Victory Brewing changes its look for the first time in 23 years. Here's why.

Feb. 11, 2019

Chester County's Victory Brewing Co. revamped its look, rolling out new packaging so its entire portfolio, for the first time in its 23-year history, is visually consistent as it continues to churn out new products.

The move proves that even stalwart and nationally known players need to stand out in an increasingly competitive subsector of the beer industry.

The Downingtown-based beermaker launched new packaging for its products, which includes a revamped logo. Victory previously made slight changes to its packaging for individual brands like Golden Monkey and HopDevil.

But the new look marks the first time Victory updated its packaging to follow one consistent look supporting the beermaker's brand across its entire portfolio, including its popular Summer Love golden ale.

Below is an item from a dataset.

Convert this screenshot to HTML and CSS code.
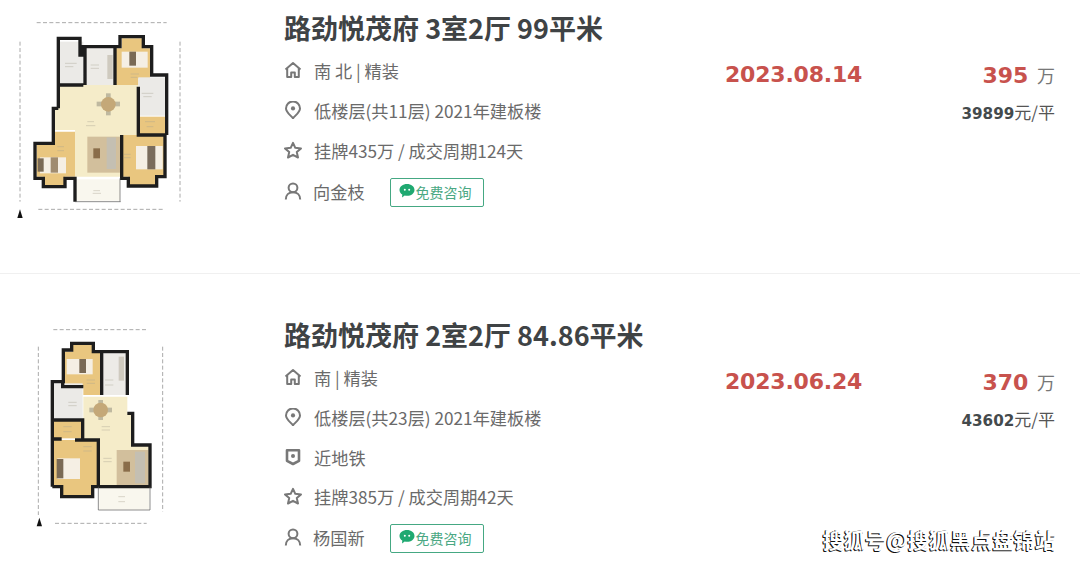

Victory, celebrating its 23rd anniversary this month, had two reasons for the redesign, Chief Marketing Officer Derek Detenber told the Philadelphia Business Journal.

"The first is simple. ... When you are around for 20-plus years, you need to make sure that your look is relevant and contemporary," Detenber said. "The second is to make the brand easier to shop for our fans as well as new consumers to craft [beer]."

Over 7,000 brewers operated in the United States in 2018, up 20 percent over 2017, according to the Brewers Association. More than 85 percent of U.S. drinking-age adults live within 10 miles of a brewery.

With so many players, beer designs have to stand out. About 66 percent of U.S. craft beer buyers say a beer's package and label are important for getting them to notice it, according to Nielsen. About 60 percent said the package and label is important in convincing them to try and buy a brand.

Craft beer's explosion gives consumers more choices, but it's also "made it more difficult to shop at retail," Detenber said.

"It is now very important to have a consistent look across the Victory brand making all of our beers easier to find while still showcasing the special stories behind each beer," he said.

Consumers are more likely to purchase beer, or remain loyal to, a brand whose story they resonate with — which also makes on-site tours or visitation equally important for alcoholic beverage makers.

Victory unveiled the new packaging in conjunction with the debut of three new brews: Twisted Monkey, an extension of the Golden Monkey brand; No Brainer IPA; and the New England-style Cloud Walker Hazy Juicy IPA.

The new packaging is organized to create an impactful and consistent look on the shelf level, Detenber said, "and to layout information around style, ingredients, and specs in a way that enhances the customers experience at shelf."

"This will set up Victory for success moving forward as we continue to build on the legacy of core brands like Prima Pils and Golden Monkey but also as we continue to innovate and add new beers to our portfolio in the coming years," Detenber said.

Victory is also redesigning its physical spaces. The beermaker opened its Downingtown brewery and taproom in 1986, and early last year it invested $500,000 to upgrade and expand it for the first time in 10 years.

Victory in 2016 joined Southern Tier Brewing Co. under parent company Artisanal Brewing Ventures, formed by New York-investment firm Ulysses Management and Southern Tier to provide assistance to independent brewers. Artisanal Brewing Ventures is now among the largest brewing companies.